The latter however later lost its content rights for the Zimbabwe territory and migrated elsewhere.

This left Muzavazi without a partner.

His company’s attempt to launch BOStv was slapped down by BAZ, which said it was contrary to the terms of his licence.

In 2014, hoping to curry favour and have the terms of his licence altered, he invoked the magic word “ZimAsset”, saying he had confidence BAZ would authorise BOStv “in line with the social and economic interests of Zimbabwe and our government’s economic blueprint, ZimAsset”.

It didn’t work.

In the end, it appears, there were two desperate entities; Kwese had the content but no licence, while Dr Dish had the licence but no content partner.

It was soon announced that a deal had been struck between the two.

This, obviously, would have raised eyebrows at BAZ and inside Government.

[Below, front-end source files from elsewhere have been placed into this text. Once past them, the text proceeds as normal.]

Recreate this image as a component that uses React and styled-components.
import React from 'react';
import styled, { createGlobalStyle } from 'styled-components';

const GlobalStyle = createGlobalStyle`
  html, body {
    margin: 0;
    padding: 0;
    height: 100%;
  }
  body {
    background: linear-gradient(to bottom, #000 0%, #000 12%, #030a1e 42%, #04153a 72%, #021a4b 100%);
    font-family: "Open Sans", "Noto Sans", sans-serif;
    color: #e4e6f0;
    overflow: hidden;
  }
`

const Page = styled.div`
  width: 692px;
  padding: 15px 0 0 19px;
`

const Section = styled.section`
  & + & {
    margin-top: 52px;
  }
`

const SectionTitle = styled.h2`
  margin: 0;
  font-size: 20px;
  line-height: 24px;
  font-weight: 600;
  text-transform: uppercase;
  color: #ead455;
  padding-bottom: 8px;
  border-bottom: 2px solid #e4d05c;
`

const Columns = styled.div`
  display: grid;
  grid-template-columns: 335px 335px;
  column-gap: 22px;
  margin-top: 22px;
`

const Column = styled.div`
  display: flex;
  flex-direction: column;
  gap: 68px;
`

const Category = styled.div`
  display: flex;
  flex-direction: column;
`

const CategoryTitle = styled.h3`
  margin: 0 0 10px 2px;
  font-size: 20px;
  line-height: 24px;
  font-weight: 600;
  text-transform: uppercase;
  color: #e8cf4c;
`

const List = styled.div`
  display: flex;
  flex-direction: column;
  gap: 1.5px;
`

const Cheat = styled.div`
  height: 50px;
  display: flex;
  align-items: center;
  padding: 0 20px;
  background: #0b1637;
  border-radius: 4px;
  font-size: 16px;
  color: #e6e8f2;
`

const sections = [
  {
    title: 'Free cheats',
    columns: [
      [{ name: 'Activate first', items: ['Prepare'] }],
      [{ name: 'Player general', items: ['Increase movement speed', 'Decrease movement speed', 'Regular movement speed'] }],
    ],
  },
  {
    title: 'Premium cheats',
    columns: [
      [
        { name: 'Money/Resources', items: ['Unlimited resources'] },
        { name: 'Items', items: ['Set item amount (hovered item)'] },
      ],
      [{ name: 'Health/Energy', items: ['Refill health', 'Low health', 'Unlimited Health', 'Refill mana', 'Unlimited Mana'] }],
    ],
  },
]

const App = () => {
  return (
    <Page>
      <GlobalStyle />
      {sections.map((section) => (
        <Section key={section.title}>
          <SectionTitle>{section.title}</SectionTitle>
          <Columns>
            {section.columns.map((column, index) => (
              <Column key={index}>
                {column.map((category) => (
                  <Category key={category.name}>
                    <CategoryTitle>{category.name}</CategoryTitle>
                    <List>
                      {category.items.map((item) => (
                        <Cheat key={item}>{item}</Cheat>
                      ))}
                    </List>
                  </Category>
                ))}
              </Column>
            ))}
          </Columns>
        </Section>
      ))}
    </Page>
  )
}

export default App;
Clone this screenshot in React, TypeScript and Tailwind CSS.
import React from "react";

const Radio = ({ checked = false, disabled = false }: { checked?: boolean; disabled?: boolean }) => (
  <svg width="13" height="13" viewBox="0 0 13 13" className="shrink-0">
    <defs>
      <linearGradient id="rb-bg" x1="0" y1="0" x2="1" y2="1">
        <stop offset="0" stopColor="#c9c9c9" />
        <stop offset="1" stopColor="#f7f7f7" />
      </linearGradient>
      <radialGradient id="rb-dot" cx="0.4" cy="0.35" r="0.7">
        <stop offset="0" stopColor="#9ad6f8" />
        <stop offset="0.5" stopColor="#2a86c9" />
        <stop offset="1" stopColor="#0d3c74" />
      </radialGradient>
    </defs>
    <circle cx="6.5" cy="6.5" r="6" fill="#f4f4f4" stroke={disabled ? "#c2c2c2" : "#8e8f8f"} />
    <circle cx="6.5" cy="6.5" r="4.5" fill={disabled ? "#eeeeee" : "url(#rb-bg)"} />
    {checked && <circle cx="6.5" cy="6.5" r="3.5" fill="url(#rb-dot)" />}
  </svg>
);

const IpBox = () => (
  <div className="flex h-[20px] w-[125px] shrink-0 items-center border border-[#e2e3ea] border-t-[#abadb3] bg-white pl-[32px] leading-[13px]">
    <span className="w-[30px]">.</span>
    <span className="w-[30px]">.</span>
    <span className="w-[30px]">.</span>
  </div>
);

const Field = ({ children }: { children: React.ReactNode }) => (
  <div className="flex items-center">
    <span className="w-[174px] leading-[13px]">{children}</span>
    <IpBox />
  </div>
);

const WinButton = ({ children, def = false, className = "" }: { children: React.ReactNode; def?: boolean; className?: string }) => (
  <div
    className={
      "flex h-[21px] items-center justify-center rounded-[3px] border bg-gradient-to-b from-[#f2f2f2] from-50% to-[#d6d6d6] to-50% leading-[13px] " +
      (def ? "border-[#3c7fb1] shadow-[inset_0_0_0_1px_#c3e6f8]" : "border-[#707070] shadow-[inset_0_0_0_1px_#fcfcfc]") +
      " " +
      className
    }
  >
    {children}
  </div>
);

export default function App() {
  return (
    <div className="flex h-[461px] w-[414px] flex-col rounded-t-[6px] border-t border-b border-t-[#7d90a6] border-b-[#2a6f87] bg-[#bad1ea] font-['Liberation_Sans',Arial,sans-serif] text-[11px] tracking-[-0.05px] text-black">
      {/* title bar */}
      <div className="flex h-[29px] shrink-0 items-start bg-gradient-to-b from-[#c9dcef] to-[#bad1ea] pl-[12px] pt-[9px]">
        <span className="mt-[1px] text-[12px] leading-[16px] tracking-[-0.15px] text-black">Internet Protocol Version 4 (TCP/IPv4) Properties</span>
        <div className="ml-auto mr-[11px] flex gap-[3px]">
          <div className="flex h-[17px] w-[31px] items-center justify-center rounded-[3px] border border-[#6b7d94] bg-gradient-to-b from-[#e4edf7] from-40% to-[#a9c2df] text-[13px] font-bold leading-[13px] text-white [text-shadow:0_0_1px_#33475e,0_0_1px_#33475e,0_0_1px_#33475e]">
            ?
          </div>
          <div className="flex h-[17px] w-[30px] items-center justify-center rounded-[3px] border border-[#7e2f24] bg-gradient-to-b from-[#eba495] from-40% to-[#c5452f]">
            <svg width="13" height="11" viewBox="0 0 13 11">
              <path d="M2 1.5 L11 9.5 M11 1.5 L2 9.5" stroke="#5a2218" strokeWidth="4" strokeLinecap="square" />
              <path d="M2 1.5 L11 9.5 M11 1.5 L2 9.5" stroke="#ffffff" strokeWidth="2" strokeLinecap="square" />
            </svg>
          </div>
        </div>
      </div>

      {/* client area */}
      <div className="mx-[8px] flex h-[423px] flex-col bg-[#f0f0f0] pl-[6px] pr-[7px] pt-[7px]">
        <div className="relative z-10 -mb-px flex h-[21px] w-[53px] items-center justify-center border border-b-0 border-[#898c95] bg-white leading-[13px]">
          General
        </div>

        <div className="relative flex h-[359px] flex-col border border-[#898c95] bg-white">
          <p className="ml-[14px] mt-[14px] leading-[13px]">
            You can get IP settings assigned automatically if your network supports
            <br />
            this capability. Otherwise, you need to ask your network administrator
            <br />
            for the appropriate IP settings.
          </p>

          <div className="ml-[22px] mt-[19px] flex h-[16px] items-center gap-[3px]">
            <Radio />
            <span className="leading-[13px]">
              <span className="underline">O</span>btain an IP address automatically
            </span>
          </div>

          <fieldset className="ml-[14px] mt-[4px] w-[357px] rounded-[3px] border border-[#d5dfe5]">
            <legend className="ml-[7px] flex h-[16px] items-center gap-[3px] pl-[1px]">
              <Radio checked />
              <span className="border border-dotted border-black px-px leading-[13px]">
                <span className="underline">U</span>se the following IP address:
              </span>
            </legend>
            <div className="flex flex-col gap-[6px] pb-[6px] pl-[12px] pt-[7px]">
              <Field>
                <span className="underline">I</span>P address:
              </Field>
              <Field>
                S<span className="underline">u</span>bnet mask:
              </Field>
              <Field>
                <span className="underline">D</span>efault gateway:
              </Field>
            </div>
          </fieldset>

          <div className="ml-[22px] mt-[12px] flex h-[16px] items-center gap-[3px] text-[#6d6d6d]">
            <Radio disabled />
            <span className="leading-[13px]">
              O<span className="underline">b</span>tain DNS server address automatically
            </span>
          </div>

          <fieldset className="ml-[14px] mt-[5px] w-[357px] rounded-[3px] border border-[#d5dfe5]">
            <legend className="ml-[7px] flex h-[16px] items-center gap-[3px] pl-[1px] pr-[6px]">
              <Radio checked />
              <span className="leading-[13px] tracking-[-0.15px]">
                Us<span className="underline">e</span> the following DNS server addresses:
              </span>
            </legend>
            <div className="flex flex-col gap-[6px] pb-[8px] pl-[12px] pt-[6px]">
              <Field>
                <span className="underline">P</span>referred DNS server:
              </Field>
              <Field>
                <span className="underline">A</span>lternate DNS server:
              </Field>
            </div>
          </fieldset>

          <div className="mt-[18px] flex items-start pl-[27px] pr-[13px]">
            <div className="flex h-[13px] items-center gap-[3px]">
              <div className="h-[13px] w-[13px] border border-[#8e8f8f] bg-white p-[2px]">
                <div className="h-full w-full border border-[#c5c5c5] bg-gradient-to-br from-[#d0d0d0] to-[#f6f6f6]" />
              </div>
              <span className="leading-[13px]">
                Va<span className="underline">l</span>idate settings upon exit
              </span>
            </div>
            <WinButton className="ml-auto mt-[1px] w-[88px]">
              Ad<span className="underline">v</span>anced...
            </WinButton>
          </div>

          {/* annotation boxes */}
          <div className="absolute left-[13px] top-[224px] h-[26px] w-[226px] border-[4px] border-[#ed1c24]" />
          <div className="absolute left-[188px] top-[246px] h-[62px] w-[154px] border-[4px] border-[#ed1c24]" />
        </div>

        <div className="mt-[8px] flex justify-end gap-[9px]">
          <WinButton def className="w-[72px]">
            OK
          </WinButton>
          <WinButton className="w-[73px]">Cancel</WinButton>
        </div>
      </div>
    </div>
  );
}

This week, BAZ announced that Dr Dish’s licence had, in fact, been cancelled back when it failed to launch services under MyTV.

Dr Dish, on its part, insists that its licence, which it says was valid for 10 years, was never cancelled. 

“We notified our regulator that we were partnering with Kwese, and gave them the full details of the channels we were going to bring to the nation, together with a whole host of other technical information,” Muzavazi said this week.

Media and entertainment is big business in Africa.

Naspers, owners of DStv, makes annual revenue of over $3 billion from its TV business.

The government, and its associates such as those at Africom, obviously know this.

They will work hard to keep the competition away, even when they themselves have no idea how to exploit the space.

There is a lot of evidence to show that the government only wants broadcasting for political control, but has no idea how to exploit it commercially and create real jobs.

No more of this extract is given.